Say I know, for instance, that sometimes it’s better to not know the entire truth, because that could just cause more pain than necessary. This is something you recently said here. And when I read that, a little “light” went off in my mind. I knew it already. I’ve lived by it for years. But to hear another person say it, and in their own way, was pleasurable. Funny huh? I guess that’s why I really enjoyed school and learning. The little lights were going off all the time in my brain. And I liked it.
When I was a T.A., however, I discovered a whole new type of student. This was the 1990s and the world had changed a lot since I was an undergrad. I remember one young guy who was in my seminar. He told me, with his gaze shifting back and forth between me and his mobile device (whatever was hot back then), that he’d figured it all out. He needed a certain percentage in the course I was T.A.-ing. No more, no less. He had done the math and realized that all he needed was a C+ or something. That way his overall average would be… and he could get… etc. etc.

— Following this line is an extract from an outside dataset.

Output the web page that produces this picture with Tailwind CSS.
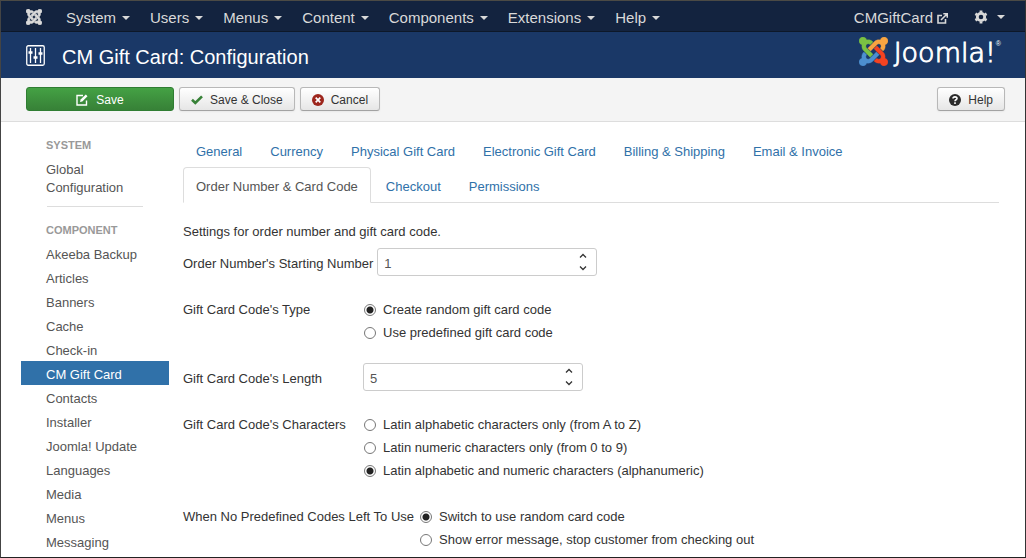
<!DOCTYPE html>
<html lang="en">
<head>
<meta charset="utf-8">
<meta name="viewport" content="width=device-width, initial-scale=1">
<title>CM Gift Card: Configuration</title>
<script src="https://cdn.jsdelivr.net/npm/@tailwindcss/browser@4"></script>
</head>
<body class="flex min-h-screen flex-col border border-t-[#4b4a45] border-r-[#333333] border-b-[#222222] border-l-[#444444] bg-white font-['Liberation_Sans',Arial,sans-serif] text-[13px] leading-[18px] text-[#333333]">
<svg class="hidden" aria-hidden="true">
  <symbol id="arm" viewBox="0 0 24 24"><path d="M16.719 14.759L14.22 17.26l-2.37 2.37-.462.466c-1.368 1.365-3.297 1.83-5.047 1.397-.327 1.424-1.604 2.49-3.13 2.49C1.44 23.983 0 22.547 0 20.77c0-1.518 1.055-2.789 2.469-3.123-.446-1.76.016-3.705 1.396-5.08l.179-.18 2.37 2.37-.184.181c-.769.779-.769 2.024 0 2.789.771.78 2.022.78 2.787 0l.465-.465 2.367-2.371 2.502-2.506z"/></symbol>
  <symbol id="caret" viewBox="0 0 8 4"><path d="M0 0h8L4 4z" fill="#d9d9d9"/></symbol>
  <symbol id="spin" viewBox="0 0 8 18"><path d="M1 4.5L4 1.500l3 3M1 13.500l3 3 3-3" fill="none" stroke="#333" stroke-width="1.300"/></symbol>
</svg>

<nav class="flex h-[31px] items-center border-b border-[#0d1829] bg-[#13233f] pr-5 pl-[25px] text-[15px] leading-5 text-[#d9d9d9]">
  <a href="#" aria-label="Joomla" class="mr-6 pt-px">
    <svg class="size-4" viewBox="0 0 24 24" fill="#d9d9d9" stroke="#d9d9d9" stroke-width=".9"><use href="#arm"/><use href="#arm" transform="rotate(90 12 12)"/><use href="#arm" transform="rotate(180 12 12)"/><use href="#arm" transform="rotate(270 12 12)"/></svg>
  </a>
  <div class="flex flex-1 gap-5 pt-1">
    <a href="#" class="flex items-center gap-[6px]">System<svg class="h-1 w-2"><use href="#caret"/></svg></a>
    <a href="#" class="flex items-center gap-[6px]">Users<svg class="h-1 w-2"><use href="#caret"/></svg></a>
    <a href="#" class="flex items-center gap-[6px]">Menus<svg class="h-1 w-2"><use href="#caret"/></svg></a>
    <a href="#" class="flex items-center gap-[6px]">Content<svg class="h-1 w-2"><use href="#caret"/></svg></a>
    <a href="#" class="flex items-center gap-[6px]">Components<svg class="h-1 w-2"><use href="#caret"/></svg></a>
    <a href="#" class="flex items-center gap-[6px]">Extensions<svg class="h-1 w-2"><use href="#caret"/></svg></a>
    <a href="#" class="flex items-center gap-[6px]">Help<svg class="h-1 w-2"><use href="#caret"/></svg></a>
  </div>
  <a href="#" class="mr-[26px] flex items-center gap-1 pt-1">CMGiftCard
    <svg class="size-[11px]" viewBox="0 0 11 11" fill="none" stroke="#d9d9d9" stroke-width="1.600"><path d="M5 2.500H1v7.500h7.500V6M4 7l5.500-5.500M6.300.8h4v4"/></svg>
  </a>
  <a href="#" aria-label="Settings" class="flex items-center gap-[9px] pt-0.5">
    <svg class="size-[14px]" viewBox="0 0 14 14" fill="none" stroke="#d9d9d9"><circle cx="7" cy="7" r="3.700" stroke-width="2.800"/><path d="M7 .5v2M7 11.500v2M1.400 3.750l1.700 1M10.900 9.250l1.700 1M1.400 10.250l1.700-1M10.900 4.750l1.700-1" stroke-width="2.800"/></svg>
    <svg class="h-1 w-2"><use href="#caret"/></svg>
  </a>
</nav>

<header class="flex h-[46px] items-center bg-[#1a3867] pr-6 pl-[25px] text-white">
  <svg class="mr-[17px] h-[21px] w-[19px]" viewBox="0 0 19 21" fill="none" stroke="#fff"><rect x=".75" y=".75" width="17.500" height="19.500" rx="1.500" stroke-width="1.300"/><path d="M4.500 3v15M9.500 3v15M14.500 3v15" stroke-width="1.300"/><path d="M2.500 7.500h4M7.500 12.500h4M12.500 8.500h4" stroke-width="2.500"/></svg>
  <h1 class="flex-1 pt-1 text-xl leading-6">CM Gift Card: Configuration</h1>
  <a href="#" class="mb-[7px] flex items-center" aria-label="Joomla!">
    <svg class="mr-[6px] size-[29px] overflow-visible" viewBox="0 0 24 24" stroke-width=".3"><use href="#arm" fill="#4d8fcf" stroke="#4d8fcf"/><use href="#arm" fill="#7ac143" stroke="#7ac143" transform="rotate(90 12 12)"/><use href="#arm" fill="#f9a541" stroke="#f9a541" transform="rotate(180 12 12)"/><use href="#arm" fill="#f44321" stroke="#f44321" transform="rotate(270 12 12)"/></svg>
    <span class="pt-0.5 font-['DejaVu_Sans',sans-serif] text-[27px] leading-7 font-extralight [-webkit-text-stroke:1px_#ffffff]">Joomla!</span><sup class="-top-2 text-[7px] leading-none">®</sup>
  </a>
</header>

<div class="flex items-start gap-[5px] border-b border-[#dddddd] bg-[#f4f4f4] pt-[9px] pr-5 pb-[10px] pl-[25px] text-xs leading-[22px]">
  <button class="flex h-6 w-[148px] items-center justify-center gap-2 rounded-[3px] border border-[#2f7d32] bg-linear-to-b from-[#44a144] to-[#378137] pt-px text-white">
    <svg class="size-3" viewBox="0 0 12 12" fill="none" stroke="#fff" stroke-width="1.400"><path d="M7 1.500H1v9.500h9.500V6.500"/><path d="M4 8l.6-2.400L9.800.5l1.700 1.700L6.300 7.400z" fill="#fff" stroke="none"/></svg>Save</button>
  <button class="flex h-6 items-center gap-[7px] rounded-[3px] border border-[#b8b8b8] border-b-[#a2a2a2] bg-linear-to-b from-white to-[#e6e6e6] px-[11px] pt-px shadow-xs">
    <svg class="h-[10px] w-3" viewBox="0 0 12 10" fill="none" stroke="#378137" stroke-width="2.600"><path d="M1 4.800l3.300 3.200L11 1.300"/></svg>Save &amp; Close</button>
  <button class="flex h-6 items-center gap-[7px] rounded-[3px] border border-[#b8b8b8] border-b-[#a2a2a2] bg-linear-to-b from-white to-[#e6e6e6] px-[11px] pt-px shadow-xs">
    <svg class="size-3" viewBox="0 0 12 12"><circle cx="6" cy="6" r="6" fill="#9d261d"/><path d="M3.700 3.700l4.600 4.600M8.300 3.700L3.700 8.300" stroke="#fff" stroke-width="1.700"/></svg>Cancel</button>
  <button class="ml-auto flex h-6 items-center gap-[7px] rounded-[3px] border border-[#b8b8b8] border-b-[#a2a2a2] bg-linear-to-b from-white to-[#e6e6e6] px-[11px] pt-px shadow-xs">
    <svg class="size-3" viewBox="0 0 12 12"><circle cx="6" cy="6" r="6" fill="#2b2b2b"/><path d="M4 4.600C4 2.300 8 2.300 8 4.500 8 5.900 6 5.700 6 7.200M6 8.300v1.600" fill="none" stroke="#fff" stroke-width="1.600"/></svg>Help</button>
</div>

<div class="flex gap-[14px] pr-[26px] pl-5">
  <aside class="w-[148px] shrink-0 pt-[14px] text-[#555555]">
    <h2 class="px-[25px] text-[11px] font-bold text-[#999999]">SYSTEM</h2>
    <a href="#" class="block px-[25px] pt-[7px] pb-[6px]">Global Configuration</a>
    <hr class="mx-[26px] mt-[3px] mb-[14px] border-[#dddddd]">
    <h2 class="px-[25px] pb-0.5 text-[11px] font-bold text-[#999999]">COMPONENT</h2>
    <ul class="whitespace-nowrap">
      <li><a href="#" class="block px-[25px] pt-[5px] pb-px">Akeeba Backup</a></li>
      <li><a href="#" class="block px-[25px] pt-[5px] pb-px">Articles</a></li>
      <li><a href="#" class="block px-[25px] pt-[5px] pb-px">Banners</a></li>
      <li><a href="#" class="block px-[25px] pt-[5px] pb-px">Cache</a></li>
      <li><a href="#" class="block px-[25px] pt-[5px] pb-px">Check-in</a></li>
      <li><a href="#" class="block bg-[#3071a9] px-[25px] pt-[5px] pb-px text-white">CM Gift Card</a></li>
      <li><a href="#" class="block px-[25px] pt-[5px] pb-px">Contacts</a></li>
      <li><a href="#" class="block px-[25px] pt-[5px] pb-px">Installer</a></li>
      <li><a href="#" class="block px-[25px] pt-[5px] pb-px">Joomla! Update</a></li>
      <li><a href="#" class="block px-[25px] pt-[5px] pb-px">Languages</a></li>
      <li><a href="#" class="block px-[25px] pt-[5px] pb-px">Media</a></li>
      <li><a href="#" class="block px-[25px] pt-[5px] pb-px">Menus</a></li>
      <li><a href="#" class="block px-[25px] pt-[5px] pb-px">Messaging</a></li>
    </ul>
  </aside>

  <main class="min-w-0 flex-1 pt-[10px]">
    <ul class="mb-5 flex flex-wrap gap-x-0.5 border-b border-[#dddddd] text-[#3071a9]">
      <li class="-mb-px"><a href="#" class="block border border-transparent px-3 pt-[10px] pb-[6px]">General</a></li>
      <li class="-mb-px"><a href="#" class="block border border-transparent px-3 pt-[10px] pb-[6px]">Currency</a></li>
      <li class="-mb-px"><a href="#" class="block border border-transparent px-3 pt-[10px] pb-[6px]">Physical Gift Card</a></li>
      <li class="-mb-px"><a href="#" class="block border border-transparent px-3 pt-[10px] pb-[6px]">Electronic Gift Card</a></li>
      <li class="-mb-px"><a href="#" class="block border border-transparent px-3 pt-[10px] pb-[6px]">Billing &amp; Shipping</a></li>
      <li class="-mb-px"><a href="#" class="block border border-transparent px-3 pt-[10px] pb-[6px]">Email &amp; Invoice</a></li>
      <li class="-mb-px"><a href="#" class="block rounded-t border border-[#dddddd] border-b-white bg-white px-3 pt-[10px] pb-[6px] text-[#555555]">Order Number &amp; Card Code</a></li>
      <li class="-mb-px"><a href="#" class="block border border-transparent px-3 pt-[10px] pb-[6px]">Checkout</a></li>
      <li class="-mb-px"><a href="#" class="block border border-transparent px-3 pt-[10px] pb-[6px]">Permissions</a></li>
    </ul>

    <p class="mb-[7px]">Settings for order number and gift card code.</p>
    <form>
      <div class="mb-[22px] flex gap-1">
        <label for="start" class="min-w-[176px] pt-[7px]">Order Number's Starting Number</label>
        <div class="relative w-[220px]">
          <input id="start" type="number" value="1" class="h-7 w-full appearance-none rounded-[3px] border border-[#cccccc] px-[6px] pt-[3px] text-[#555555] [-moz-appearance:textfield] [&::-webkit-inner-spin-button]:appearance-none">
          <svg class="pointer-events-none absolute top-[5px] right-[10px] h-[18px] w-2"><use href="#spin"/></svg>
        </div>
      </div>

      <div role="radiogroup" aria-labelledby="type" class="mb-[19px] flex gap-[6px]">
        <span id="type" class="min-w-[175px] pt-[3px]">Gift Card Code's Type</span>
        <div class="leading-[23px]">
          <label class="flex items-center gap-[7px]"><input type="radio" name="type" checked class="size-3 appearance-none rounded-full border border-[#777777] bg-white checked:bg-[radial-gradient(circle,#222222_0_3px,#ffffff_4px)]">Create random gift card code</label>
          <label class="flex items-center gap-[7px]"><input type="radio" name="type" class="size-3 appearance-none rounded-full border border-[#777777] bg-white checked:bg-[radial-gradient(circle,#222222_0_3px,#ffffff_4px)]">Use predefined gift card code</label>
        </div>
      </div>

      <div class="mb-[22px] flex gap-1">
        <label for="length" class="min-w-[176px] pt-[7px]">Gift Card Code's Length</label>
        <div class="relative w-[220px]">
          <input id="length" type="number" value="5" class="h-7 w-full appearance-none rounded-[3px] border border-[#cccccc] px-[6px] pt-[3px] text-[#555555] [-moz-appearance:textfield] [&::-webkit-inner-spin-button]:appearance-none">
          <svg class="pointer-events-none absolute top-[5px] right-[10px] h-[18px] w-2"><use href="#spin"/></svg>
        </div>
      </div>

      <div role="radiogroup" aria-labelledby="chars" class="mb-[23px] flex gap-[6px]">
        <span id="chars" class="min-w-[175px] pt-[3px]">Gift Card Code's Characters</span>
        <div class="leading-[23px]">
          <label class="flex items-center gap-[7px]"><input type="radio" name="chars" class="size-3 appearance-none rounded-full border border-[#777777] bg-white checked:bg-[radial-gradient(circle,#222222_0_3px,#ffffff_4px)]">Latin alphabetic characters only (from A to Z)</label>
          <label class="flex items-center gap-[7px]"><input type="radio" name="chars" class="size-3 appearance-none rounded-full border border-[#777777] bg-white checked:bg-[radial-gradient(circle,#222222_0_3px,#ffffff_4px)]">Latin numeric characters only (from 0 to 9)</label>
          <label class="flex items-center gap-[7px]"><input type="radio" name="chars" checked class="size-3 appearance-none rounded-full border border-[#777777] bg-white checked:bg-[radial-gradient(circle,#222222_0_3px,#ffffff_4px)]">Latin alphabetic and numeric characters (alphanumeric)</label>
        </div>
      </div>

      <div role="radiogroup" aria-labelledby="fallback" class="flex gap-[6px]">
        <span id="fallback" class="min-w-[175px] pt-[3px]">When No Predefined Codes Left To Use</span>
        <div class="leading-[23px]">
          <label class="flex items-center gap-[7px]"><input type="radio" name="fallback" checked class="size-3 appearance-none rounded-full border border-[#777777] bg-white checked:bg-[radial-gradient(circle,#222222_0_3px,#ffffff_4px)]">Switch to use random card code</label>
          <label class="flex items-center gap-[7px]"><input type="radio" name="fallback" class="size-3 appearance-none rounded-full border border-[#777777] bg-white checked:bg-[radial-gradient(circle,#222222_0_3px,#ffffff_4px)]">Show error message, stop customer from checking out</label>
        </div>
      </div>
    </form>
  </main>
</div>
</body>
</html>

I was pretty stunned. I never thought of learning in such a canny, shrewd way. I always just tried my best in all courses, hoping to get marks that would enable me to get funding and keep moving on to grad. school. I never pinpointed a certain mark for a certain course and only tried so hard, accordingly.
So I realized that I had some learning to do. Learning about what students wanted out of university in the 90s! Or some of them, anyhow. There were some really sincere gems back then too.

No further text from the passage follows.